## TASK GOAL:
Which lines hold the word "with"? Copy each of them from the material.

## STORED DATA:
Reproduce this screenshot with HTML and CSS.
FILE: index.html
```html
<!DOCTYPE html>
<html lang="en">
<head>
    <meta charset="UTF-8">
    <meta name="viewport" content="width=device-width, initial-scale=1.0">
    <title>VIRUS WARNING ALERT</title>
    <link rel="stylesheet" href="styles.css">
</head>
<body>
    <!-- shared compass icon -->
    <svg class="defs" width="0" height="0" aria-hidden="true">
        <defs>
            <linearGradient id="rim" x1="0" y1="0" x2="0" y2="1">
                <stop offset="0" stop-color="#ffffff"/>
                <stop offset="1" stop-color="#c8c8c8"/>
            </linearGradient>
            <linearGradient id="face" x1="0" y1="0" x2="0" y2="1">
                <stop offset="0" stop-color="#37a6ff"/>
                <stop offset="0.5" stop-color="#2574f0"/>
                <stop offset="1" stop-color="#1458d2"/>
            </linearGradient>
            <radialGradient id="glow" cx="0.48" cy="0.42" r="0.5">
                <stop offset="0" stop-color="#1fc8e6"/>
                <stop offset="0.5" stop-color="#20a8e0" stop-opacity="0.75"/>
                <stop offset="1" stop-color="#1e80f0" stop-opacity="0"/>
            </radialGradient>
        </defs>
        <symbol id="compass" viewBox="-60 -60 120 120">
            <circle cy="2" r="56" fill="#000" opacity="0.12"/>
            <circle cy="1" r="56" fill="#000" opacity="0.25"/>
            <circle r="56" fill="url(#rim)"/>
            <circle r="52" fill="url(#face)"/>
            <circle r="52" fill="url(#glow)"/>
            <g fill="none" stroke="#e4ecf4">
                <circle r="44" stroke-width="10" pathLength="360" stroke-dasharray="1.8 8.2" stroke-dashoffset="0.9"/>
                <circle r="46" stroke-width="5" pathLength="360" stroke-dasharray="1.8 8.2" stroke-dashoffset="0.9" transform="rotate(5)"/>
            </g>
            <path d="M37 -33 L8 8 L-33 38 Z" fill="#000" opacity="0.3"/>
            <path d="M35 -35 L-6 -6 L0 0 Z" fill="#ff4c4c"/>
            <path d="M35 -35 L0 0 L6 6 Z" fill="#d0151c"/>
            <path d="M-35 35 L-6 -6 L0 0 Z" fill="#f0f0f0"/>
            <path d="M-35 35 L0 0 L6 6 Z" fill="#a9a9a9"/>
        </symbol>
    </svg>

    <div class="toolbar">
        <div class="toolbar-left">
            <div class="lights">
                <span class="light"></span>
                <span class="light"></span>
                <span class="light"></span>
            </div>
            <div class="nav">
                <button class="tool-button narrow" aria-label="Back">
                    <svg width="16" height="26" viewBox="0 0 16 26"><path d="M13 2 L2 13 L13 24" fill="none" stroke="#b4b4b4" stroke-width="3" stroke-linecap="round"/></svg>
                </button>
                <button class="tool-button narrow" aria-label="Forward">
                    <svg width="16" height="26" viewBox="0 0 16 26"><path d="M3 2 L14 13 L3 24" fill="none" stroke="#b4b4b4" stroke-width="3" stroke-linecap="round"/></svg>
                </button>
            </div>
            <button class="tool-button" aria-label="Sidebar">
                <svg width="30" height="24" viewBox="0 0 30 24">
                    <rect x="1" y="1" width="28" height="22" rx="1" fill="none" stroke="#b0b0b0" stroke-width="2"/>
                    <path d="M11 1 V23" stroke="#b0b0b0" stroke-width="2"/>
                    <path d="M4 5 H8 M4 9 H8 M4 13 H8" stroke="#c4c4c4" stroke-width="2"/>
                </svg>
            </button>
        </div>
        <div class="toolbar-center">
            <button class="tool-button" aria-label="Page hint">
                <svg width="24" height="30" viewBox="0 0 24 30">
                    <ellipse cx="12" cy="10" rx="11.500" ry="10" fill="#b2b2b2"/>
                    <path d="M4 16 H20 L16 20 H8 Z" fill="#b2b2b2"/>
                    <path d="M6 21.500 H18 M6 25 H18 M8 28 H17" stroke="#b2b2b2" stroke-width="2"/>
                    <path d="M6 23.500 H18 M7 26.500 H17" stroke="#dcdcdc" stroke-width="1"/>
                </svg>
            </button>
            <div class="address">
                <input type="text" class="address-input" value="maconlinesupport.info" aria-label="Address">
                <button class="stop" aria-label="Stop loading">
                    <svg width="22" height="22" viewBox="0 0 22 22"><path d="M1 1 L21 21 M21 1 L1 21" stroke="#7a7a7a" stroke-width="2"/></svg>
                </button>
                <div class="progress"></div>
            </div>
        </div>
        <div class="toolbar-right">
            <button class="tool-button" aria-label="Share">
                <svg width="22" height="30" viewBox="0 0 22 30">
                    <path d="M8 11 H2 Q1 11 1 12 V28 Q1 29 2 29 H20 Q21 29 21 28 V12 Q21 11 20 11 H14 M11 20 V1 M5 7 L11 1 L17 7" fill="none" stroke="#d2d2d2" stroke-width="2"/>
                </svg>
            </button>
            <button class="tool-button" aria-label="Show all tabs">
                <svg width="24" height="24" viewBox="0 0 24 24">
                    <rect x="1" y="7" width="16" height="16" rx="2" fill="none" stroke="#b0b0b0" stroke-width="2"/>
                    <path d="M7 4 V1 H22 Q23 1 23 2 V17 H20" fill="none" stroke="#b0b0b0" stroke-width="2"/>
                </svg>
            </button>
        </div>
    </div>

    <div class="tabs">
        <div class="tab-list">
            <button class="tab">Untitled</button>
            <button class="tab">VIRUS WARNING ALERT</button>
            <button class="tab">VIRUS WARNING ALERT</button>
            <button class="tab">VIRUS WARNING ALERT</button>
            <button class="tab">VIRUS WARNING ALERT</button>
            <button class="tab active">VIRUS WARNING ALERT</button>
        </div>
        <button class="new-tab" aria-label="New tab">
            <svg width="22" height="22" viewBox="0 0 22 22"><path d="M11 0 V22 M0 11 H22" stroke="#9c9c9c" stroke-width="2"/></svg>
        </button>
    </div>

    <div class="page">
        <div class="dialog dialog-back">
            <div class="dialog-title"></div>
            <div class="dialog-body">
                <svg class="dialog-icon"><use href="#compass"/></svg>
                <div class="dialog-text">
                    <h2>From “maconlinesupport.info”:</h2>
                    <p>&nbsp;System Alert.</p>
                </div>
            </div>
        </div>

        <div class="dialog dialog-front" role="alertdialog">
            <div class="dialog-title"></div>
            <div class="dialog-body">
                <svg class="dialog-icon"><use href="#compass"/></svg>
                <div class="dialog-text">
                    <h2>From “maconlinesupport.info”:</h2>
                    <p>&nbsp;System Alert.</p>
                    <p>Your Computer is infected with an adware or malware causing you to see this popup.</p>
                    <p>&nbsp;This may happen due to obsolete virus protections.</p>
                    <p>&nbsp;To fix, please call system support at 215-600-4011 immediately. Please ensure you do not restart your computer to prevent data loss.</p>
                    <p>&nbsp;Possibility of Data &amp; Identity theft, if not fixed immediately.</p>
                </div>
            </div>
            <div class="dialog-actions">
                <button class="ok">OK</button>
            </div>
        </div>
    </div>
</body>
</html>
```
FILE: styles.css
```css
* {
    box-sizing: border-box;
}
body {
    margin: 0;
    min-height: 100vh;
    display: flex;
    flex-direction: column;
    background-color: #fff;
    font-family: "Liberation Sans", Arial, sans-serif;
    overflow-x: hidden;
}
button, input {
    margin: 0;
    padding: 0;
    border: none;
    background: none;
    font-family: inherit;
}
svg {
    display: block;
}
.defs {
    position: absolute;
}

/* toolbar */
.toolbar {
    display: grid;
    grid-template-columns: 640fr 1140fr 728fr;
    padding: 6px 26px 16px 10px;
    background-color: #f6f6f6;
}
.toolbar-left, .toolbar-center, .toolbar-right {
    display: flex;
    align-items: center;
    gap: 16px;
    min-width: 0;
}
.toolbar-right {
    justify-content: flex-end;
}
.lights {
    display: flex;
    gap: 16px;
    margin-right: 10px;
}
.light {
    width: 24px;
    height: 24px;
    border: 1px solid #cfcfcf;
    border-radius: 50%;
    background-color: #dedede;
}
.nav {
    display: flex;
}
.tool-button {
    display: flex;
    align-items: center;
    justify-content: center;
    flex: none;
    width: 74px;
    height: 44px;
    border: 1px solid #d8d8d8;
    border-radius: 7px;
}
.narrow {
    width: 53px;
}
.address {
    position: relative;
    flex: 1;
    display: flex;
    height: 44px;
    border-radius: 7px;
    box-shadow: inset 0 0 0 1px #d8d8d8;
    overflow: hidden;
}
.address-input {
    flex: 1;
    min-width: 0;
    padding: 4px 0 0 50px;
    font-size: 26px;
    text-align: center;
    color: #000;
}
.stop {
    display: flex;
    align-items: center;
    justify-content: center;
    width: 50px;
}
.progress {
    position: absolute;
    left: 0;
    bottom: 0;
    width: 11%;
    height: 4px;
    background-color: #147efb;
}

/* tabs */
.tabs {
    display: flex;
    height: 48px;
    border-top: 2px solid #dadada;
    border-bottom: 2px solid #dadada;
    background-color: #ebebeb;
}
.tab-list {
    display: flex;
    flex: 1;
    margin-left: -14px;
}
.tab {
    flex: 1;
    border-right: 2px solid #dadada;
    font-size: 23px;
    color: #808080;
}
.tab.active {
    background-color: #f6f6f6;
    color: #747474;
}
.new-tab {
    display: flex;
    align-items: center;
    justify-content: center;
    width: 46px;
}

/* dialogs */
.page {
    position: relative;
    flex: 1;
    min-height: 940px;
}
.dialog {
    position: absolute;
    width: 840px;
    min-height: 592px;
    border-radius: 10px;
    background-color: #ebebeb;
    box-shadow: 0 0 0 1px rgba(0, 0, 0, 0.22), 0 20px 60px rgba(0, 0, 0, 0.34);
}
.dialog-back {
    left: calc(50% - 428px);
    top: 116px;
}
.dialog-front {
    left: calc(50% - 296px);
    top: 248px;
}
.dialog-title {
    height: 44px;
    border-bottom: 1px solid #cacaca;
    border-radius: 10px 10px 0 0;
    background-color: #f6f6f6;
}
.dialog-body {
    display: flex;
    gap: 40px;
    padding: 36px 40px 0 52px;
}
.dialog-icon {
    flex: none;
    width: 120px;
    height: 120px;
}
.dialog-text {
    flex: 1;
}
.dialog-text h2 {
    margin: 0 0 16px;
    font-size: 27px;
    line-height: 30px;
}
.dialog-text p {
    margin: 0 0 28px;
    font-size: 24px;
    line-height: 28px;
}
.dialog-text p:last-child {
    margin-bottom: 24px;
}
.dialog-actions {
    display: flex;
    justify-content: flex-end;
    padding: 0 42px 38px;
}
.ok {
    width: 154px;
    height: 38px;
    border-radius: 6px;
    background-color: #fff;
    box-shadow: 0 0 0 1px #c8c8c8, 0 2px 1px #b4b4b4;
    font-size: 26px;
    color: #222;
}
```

## OUTPUT:
Reproduce this screenshot with HTML and CSS.
                    <p>Your Computer is infected with an adware or malware causing you to see this popup.</p>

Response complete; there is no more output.